What is needed> Identify all lines in the data containing the string "React". Copy them out.

=== Given data ===

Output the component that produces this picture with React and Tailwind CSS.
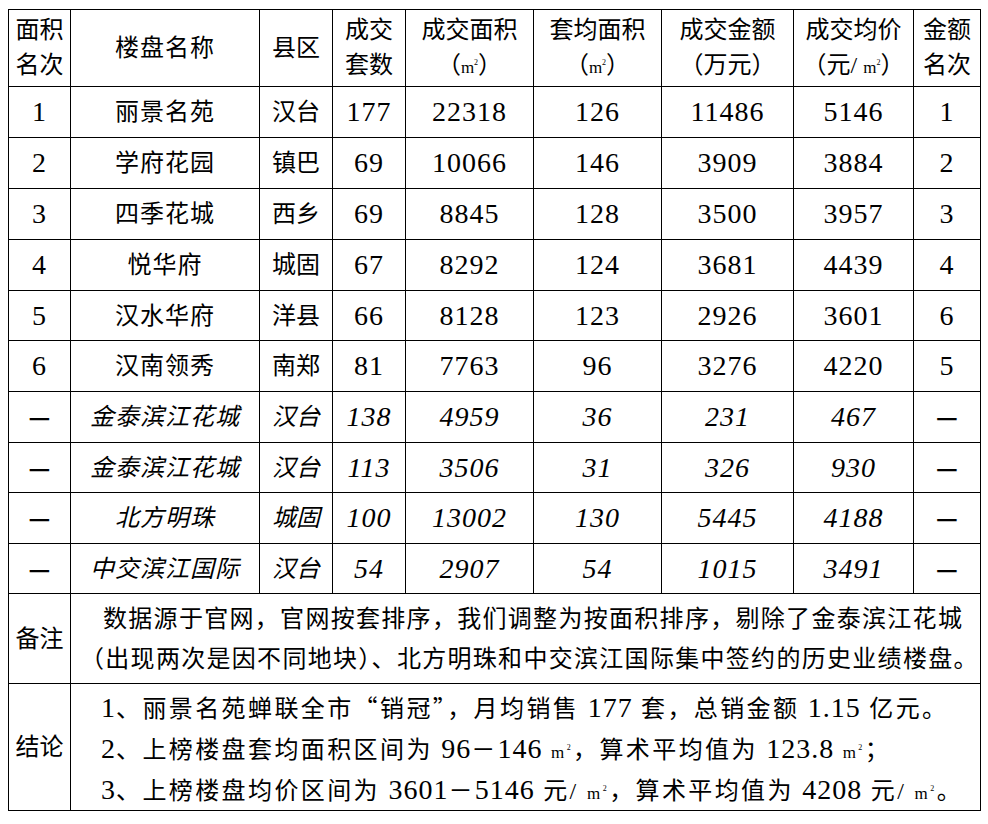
import React from "react";

const rows = [
  { rank: "1", name: "丽景名苑", area: "汉台", sets: "177", total: "22318", avg: "126", money: "11486", price: "5146", mrank: "1" },
  { rank: "2", name: "学府花园", area: "镇巴", sets: "69", total: "10066", avg: "146", money: "3909", price: "3884", mrank: "2" },
  { rank: "3", name: "四季花城", area: "西乡", sets: "69", total: "8845", avg: "128", money: "3500", price: "3957", mrank: "3" },
  { rank: "4", name: "悦华府", area: "城固", sets: "67", total: "8292", avg: "124", money: "3681", price: "4439", mrank: "4" },
  { rank: "5", name: "汉水华府", area: "洋县", sets: "66", total: "8128", avg: "123", money: "2926", price: "3601", mrank: "6" },
  { rank: "6", name: "汉南领秀", area: "南郑", sets: "81", total: "7763", avg: "96", money: "3276", price: "4220", mrank: "5" },
  { rank: "—", name: "金泰滨江花城", area: "汉台", sets: "138", total: "4959", avg: "36", money: "231", price: "467", mrank: "—", italic: true },
  { rank: "—", name: "金泰滨江花城", area: "汉台", sets: "113", total: "3506", avg: "31", money: "326", price: "930", mrank: "—", italic: true },
  { rank: "—", name: "北方明珠", area: "城固", sets: "100", total: "13002", avg: "130", money: "5445", price: "4188", mrank: "—", italic: true },
  { rank: "—", name: "中交滨江国际", area: "汉台", sets: "54", total: "2907", avg: "54", money: "1015", price: "3491", mrank: "—", italic: true },
];

const heights = ["h-[51px]", "h-[51px]", "h-[51px]", "h-[51px]", "h-[50px]", "h-[51px]", "h-[51px]", "h-[50px]", "h-[51px]", "h-[50px]"];

const cell = "border border-black text-center align-middle p-0";

function Sqm() {
  return (
    <span className="font-['Liberation_Serif',serif] text-[17px] leading-none">
      m<sup className="text-[8px] leading-none -top-[8px]">2</sup>
    </span>
  );
}

function Num({ children }) {
  return <span className="font-['Liberation_Serif',serif] text-[28px] leading-none tracking-[1px]">{children}</span>;
}

function Cjk({ children }) {
  return <span className="font-['Noto_Sans_CJK_SC',sans-serif]">{children}</span>;
}

function Dash() {
  return <span className="font-['Noto_Sans_CJK_SC',sans-serif] font-bold not-italic text-[24px]">—</span>;
}

export default function App() {
  const numCls = "font-['Liberation_Serif',serif] text-[28px] tracking-[1px]";
  return (
    <div className="bg-white w-[988px] h-[824px] pt-[9px] pl-[8px] text-black font-['Liberation_Serif','Noto_Sans_CJK_SC',serif]">
      <table className="table-fixed border-collapse w-[972px] text-[24px]">
        <colgroup>
          <col className="w-[62px]" />
          <col className="w-[189px]" />
          <col className="w-[73px]" />
          <col className="w-[73px]" />
          <col className="w-[128px]" />
          <col className="w-[128px]" />
          <col className="w-[132px]" />
          <col className="w-[120px]" />
          <col className="w-[67px]" />
        </colgroup>
        <thead>
          <tr className="h-[77px] leading-[35px]">
            <th className={`${cell} font-normal`}>面积<br />名次</th>
            <th className={`${cell} font-normal tracking-[1px]`}>楼盘名称</th>
            <th className={`${cell} font-normal`}>县区</th>
            <th className={`${cell} font-normal`}>成交<br />套数</th>
            <th className={`${cell} font-normal`}>成交面积<br />（<Sqm />）</th>
            <th className={`${cell} font-normal`}>套均面积<br />（<Sqm />）</th>
            <th className={`${cell} font-normal`}>成交金额<br />（万元）</th>
            <th className={`${cell} font-normal`}>成交均价<br />（元/ <Sqm />）</th>
            <th className={`${cell} font-normal`}>金额<br />名次</th>
          </tr>
        </thead>
        <tbody>
          {rows.map((r, i) => (
            <tr key={i} className={`${heights[i]} leading-none ${r.italic ? "italic" : ""}`}>
              <td className={cell}>{r.rank === "—" ? <Dash /> : <span className={numCls}>{r.rank}</span>}</td>
              <td className={`${cell} tracking-[1px]`}>{r.name}</td>
              <td className={cell}>{r.area}</td>
              <td className={cell}><span className={numCls}>{r.sets}</span></td>
              <td className={cell}><span className={numCls}>{r.total}</span></td>
              <td className={cell}><span className={numCls}>{r.avg}</span></td>
              <td className={cell}><span className={numCls}>{r.money}</span></td>
              <td className={cell}><span className={numCls}>{r.price}</span></td>
              <td className={cell}>{r.mrank === "—" ? <Dash /> : <span className={numCls}>{r.mrank}</span>}</td>
            </tr>
          ))}
          <tr className="h-[90px]">
            <td className={cell}>备注</td>
            <td colSpan={8} className="border border-black p-0 pl-[9px] text-left align-middle">
              <div className="leading-[40px] tracking-[1.3px] whitespace-nowrap">
                <span className="pl-[23px]">数据源于官网，官网按套排序，我们调整为按面积排序，剔除了金泰滨江花城</span>
                <br />
                （出现两次是因不同地块）、北方明珠和中交滨江国际集中签约的历史业绩楼盘。
              </div>
            </td>
          </tr>
          <tr className="h-[127px]">
            <td className={cell}>结论</td>
            <td colSpan={8} className="border border-black p-0 pl-[30px] text-left align-middle">
              <div className="leading-[41px] tracking-[2.4px] whitespace-nowrap">
                <div className="h-[41px]"><Num>1</Num>、丽景名苑蝉联全市<Cjk>“销冠”</Cjk>，月均销售 <Num>177</Num> 套，总销金额 <Num>1.15</Num> 亿元。</div>
                <div className="h-[41px]"><Num>2</Num>、上榜楼盘套均面积区间为 <Num>96</Num><Cjk>－</Cjk><Num>146</Num> <Sqm />，算术平均值为 <Num>123.8</Num> <Sqm />；</div>
                <div className="h-[41px]"><Num>3</Num>、上榜楼盘均价区间为 <Num>3601</Num><Cjk>－</Cjk><Num>5146</Num> 元/ <Sqm />，算术平均值为 <Num>4208</Num> 元/ <Sqm />。</div>
              </div>
            </td>
          </tr>
        </tbody>
      </table>
    </div>
  );
}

===

The completed task>
Output the component that produces this picture with React and Tailwind CSS.
import React from "react";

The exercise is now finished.